The Melbourne Cup is the world's richest handicap race with prize money of more than A$6 million. Almost everyone in Australia places a bet on the Melbourne Cup with betting running into several millions of dollars. Run under the auspices of the Victoria Racing Club, the race is held at Flemington, a Melbourne suburb in Victoria.

Melbourne Cup Prize Money

2015 thru 2012 2011 2010 2009 & 2008 2007 thru 2005
$ 6,200,000 $ 6,175,000 $ 6,000,000 $ 5,500,000 $ 5,000,000

The Cup

Since 1919 a gold loving cup worth $175,000 (2013 prices) has been awarded. A miniature replica of the Cup is also given to the winning jockey and trainer. The Tommy Woodcock Trophy is awarded to the strapper. Tommy Woodcock was the strapper for the great horse Phar Lap (1930 Melbourne Cup winner).

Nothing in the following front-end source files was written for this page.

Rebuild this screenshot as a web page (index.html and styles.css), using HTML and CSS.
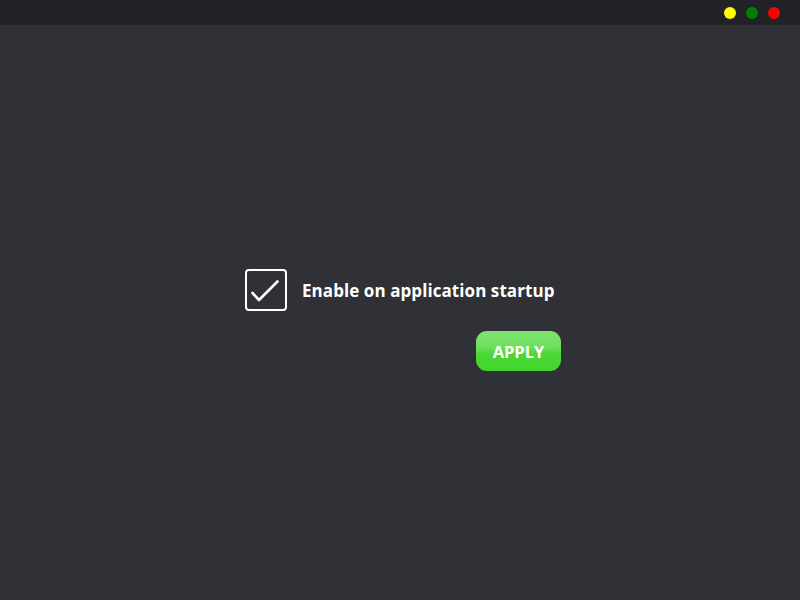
FILE: index.html
```html
<!DOCTYPE html>
<html>
<head>
<meta charset="utf-8">
<link rel="stylesheet" href="styles.css">
</head>
<body>
<header class="titlebar">
  <span class="dot dot-yellow"></span>
  <span class="dot dot-green"></span>
  <span class="dot dot-red"></span>
</header>
<main class="content">
  <div class="panel">
    <label class="option">
      <span class="checkbox">
        <svg width="42" height="42" viewBox="0 0 42 42"><path d="M7.5 24 L14 31 L32.5 12.5" fill="none" stroke="#fff" stroke-width="2.6" stroke-linecap="round" stroke-linejoin="round"/></svg>
      </span>
      <span class="option-text">Enable on application startup</span>
    </label>
    <div class="actions">
      <button class="apply">APPLY</button>
    </div>
  </div>
</main>
</body>
</html>
```
FILE: styles.css
```css
html, body {
  margin: 0;
  padding: 0;
  height: 100%;
}
body {
  background: #303136;
  font-family: "Open Sans", "DejaVu Sans", sans-serif;
  color: #fff;
  display: flex;
  flex-direction: column;
}
.titlebar {
  height: 25px;
  background: #212226;
  display: flex;
  align-items: center;
  justify-content: flex-end;
  gap: 10px;
  padding-right: 20px;
  box-sizing: border-box;
}
.dot {
  width: 12px;
  height: 12px;
  border-radius: 50%;
}
.dot-yellow { background: #ffff00; }
.dot-green { background: #008000; }
.dot-red { background: #ff0000; }
.content {
  flex: 1;
  padding-top: 244px;
  padding-left: 245px;
}
.panel {
  width: 316px;
  display: flex;
  flex-direction: column;
  gap: 20px;
}
.option {
  display: flex;
  align-items: center;
  gap: 15px;
}
.checkbox {
  width: 42px;
  height: 42px;
  box-sizing: border-box;
  border: 2px solid #fff;
  border-radius: 4px;
  position: relative;
}
.checkbox svg {
  position: absolute;
  left: -2px;
  top: -2px;
}
.option-text {
  font-size: 17px;
  font-weight: 700;
  letter-spacing: 0.07px;
}
.actions {
  display: flex;
  justify-content: flex-end;
}
.apply {
  width: 85px;
  height: 40px;
  border: none;
  border-radius: 11px;
  background: linear-gradient(to bottom, #80e470 0%, #6edf5c 40%, #4cd736 58%, #42d42c 100%);
  color: #fff;
  font-family: "Open Sans", "DejaVu Sans", sans-serif;
  font-size: 16.5px;
  font-weight: 700;
  padding: 0;
}
```
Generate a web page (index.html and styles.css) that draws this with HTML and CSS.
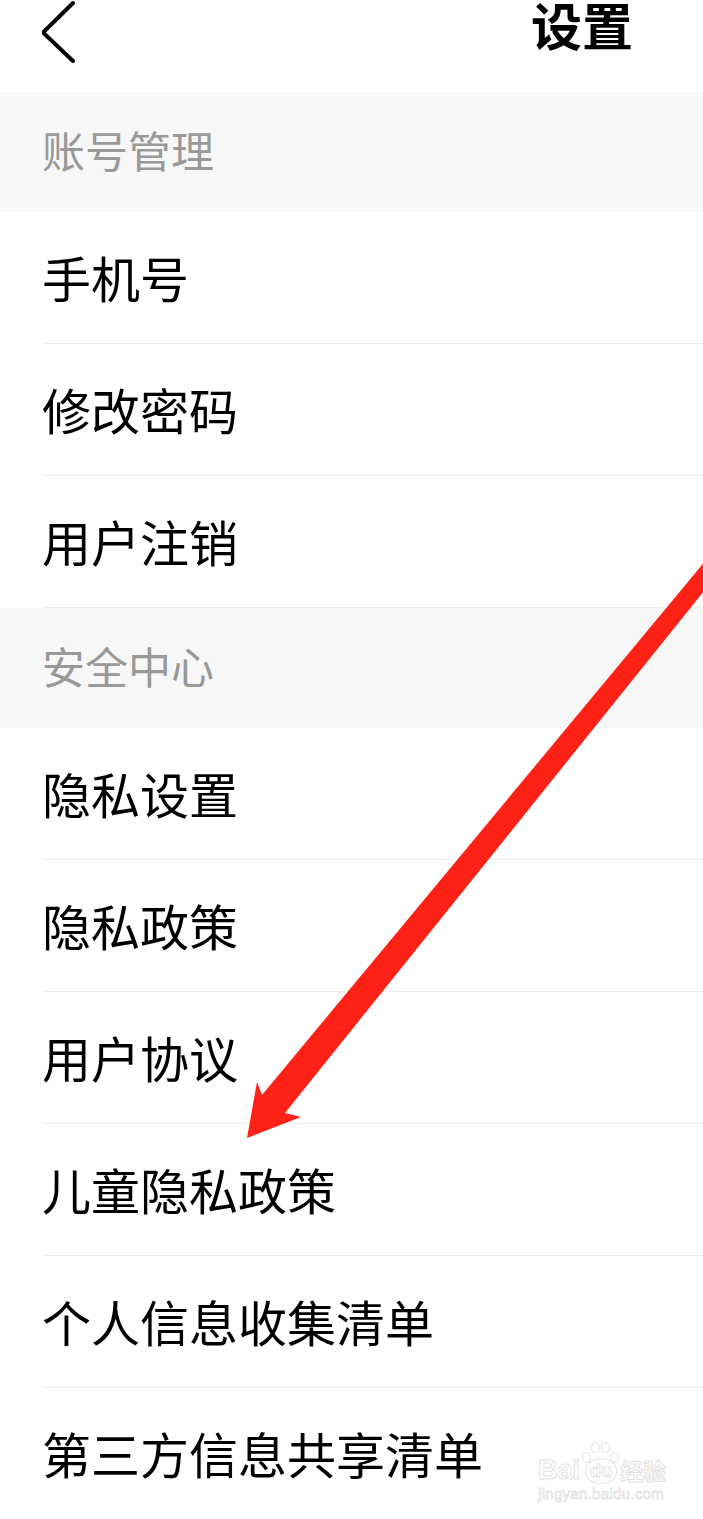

Before the present Cup was used, the trophy was a gold watch (1861-4), a silver bowl with two ornate handles and a horse and rider on top (1865-6), a silver trophy showing Alexander Taming the Horse with a figure of a female with wings (1867-75). In 1876 the first Australian-made gold trophy appeared with two handles and an engraving of a Flemington horse race. In 1888 a silver plated base with three silver horses was added making the trophy height 15 inches. Three years later it changed to a 24 inch high trophy with a Victory figure offering an olive wreath to a jockey. In 1899 the trophy became a three-foot long plaque with a silver galloping horse embossed on it. In 1914 the trophy was a chalice centered on a long base with a horse at each end. It was the last Cup made in England. Once again the trophy changed, and in 1915-18 it took the shape of a large rose bowl. The current Melbourne Cup design was introduced in 1919 and has remained the same since then.